In the end, it was Nancy Pelosi , who had spoken often and sharply about what she saw as an erosion of civil liberties because of the Bush administration, who decided to try to cut her party’s potential losses and ward off such criticism. She shut down the intramural debate, overrode her own liberal allies and announced that the caucus would accept the Senate bill for six months and come back to fight anew in the fall.
“As romantic as it would have been to stay on, it wasn’t going to lead anywhere,’&;#8217; recalled Judiciary Committee Chairman John Conyers Jr. of Michigan, who was at the side of the Speaker of the House when she made the call. “If she listened to the more passionate members, we could have descended into disunity.”

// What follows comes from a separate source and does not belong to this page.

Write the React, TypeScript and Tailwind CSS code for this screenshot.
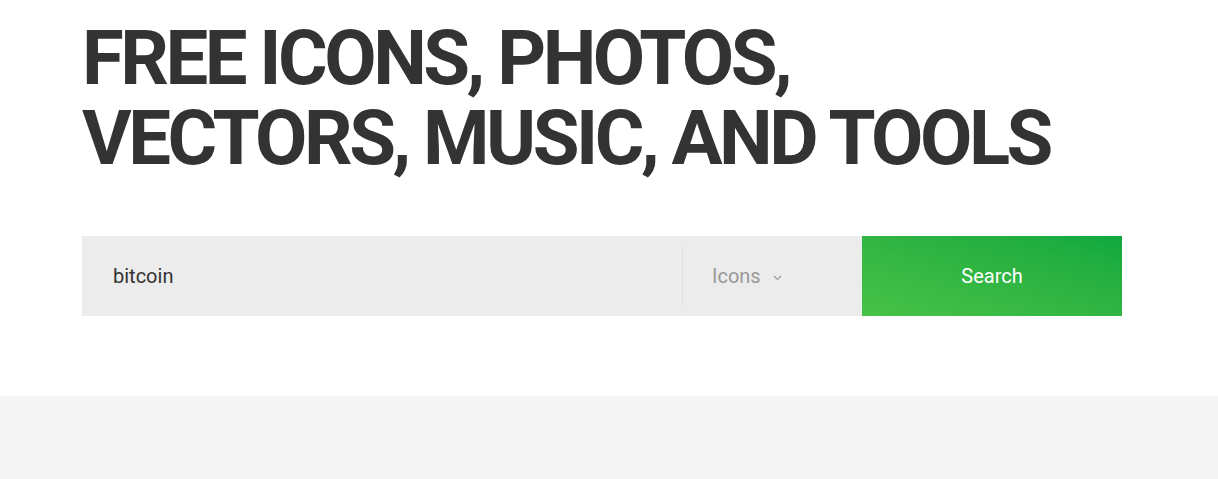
import React from 'react';

const App: React.FC = () => {
  return (
    <div className="min-h-[479px] bg-white" style={{ fontFamily: 'Roboto, "Liberation Sans", sans-serif' }}>
      <section className="px-[82px] pt-[18px] pb-[80px]">
        <h1 className="whitespace-nowrap text-[76px] leading-[80px] font-bold text-[#333333] tracking-[-3.5px]">
          <span className="block">FREE ICONS, PHOTOS,</span>
          <span className="block">VECTORS, MUSIC, AND TOOLS</span>
        </h1>

        <form className="mt-[58px] flex h-[80px] w-[1040px]" onSubmit={(e) => e.preventDefault()}>
          <div className="flex flex-1 items-center bg-[#ececec] pl-[31px]">
            <input
              defaultValue="bitcoin"
              className="w-full bg-transparent text-[20px] text-[#333333] outline-none"
            />
          </div>
          <div className="flex w-[180px] items-center bg-[#ececec]">
            <div className="h-[60px] w-px bg-[#dcdcdc]" />
            <div className="flex items-center gap-[12px] pl-[29px] text-[20px] text-[#999999]">
              <span>Icons</span>
              <svg width="9" height="6" viewBox="0 0 9 6" className="mt-[3px]">
                <path d="M1 1l3.5 3.5L8 1" fill="none" stroke="#999999" strokeWidth="1.2" />
              </svg>
            </div>
          </div>
          <button
            type="submit"
            className="w-[260px] bg-gradient-to-tr from-[#47c247] to-[#0da83e] text-[20px] text-white"
          >
            Search
          </button>
        </form>
      </section>
      <section className="h-[83px] bg-[#f5f5f5]" />
    </div>
  );
};

export default App;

In the year since the Democrats won control of the House for the first time in a dozen years, Pelosi has made it clear that while she is an activist — a decisive and partisan Speaker who often gets involved in the nitty-gritty details of legislation — she also is a pragmatist who is unafraid to disappoint her liberal base in the cause of maintaining or even expanding her party’s House majority in 2008 and beyond.
The decision to extend the Foreign Intelligence Surveillance Act (FISA) allowed her to extract herself and her party from a difficult situation, even though her caucus is still wrestling with Republicans on the issue. She has also tread carefully on questions of taxes, followed a non-activist path on social issues such as gun control and abortion and completely closed down talk of presidential impeachment.
“She has lived down the image of a San Francisco liberal,’ said Florida’s Allen Boyd , a leader of the Blue Dog Coalition — Southern-dominated, fiscally conservative House Democrats who now meet regularly with Pelosi. “She’s a very practical, tough strategist who knows what people can do and what they can’t.”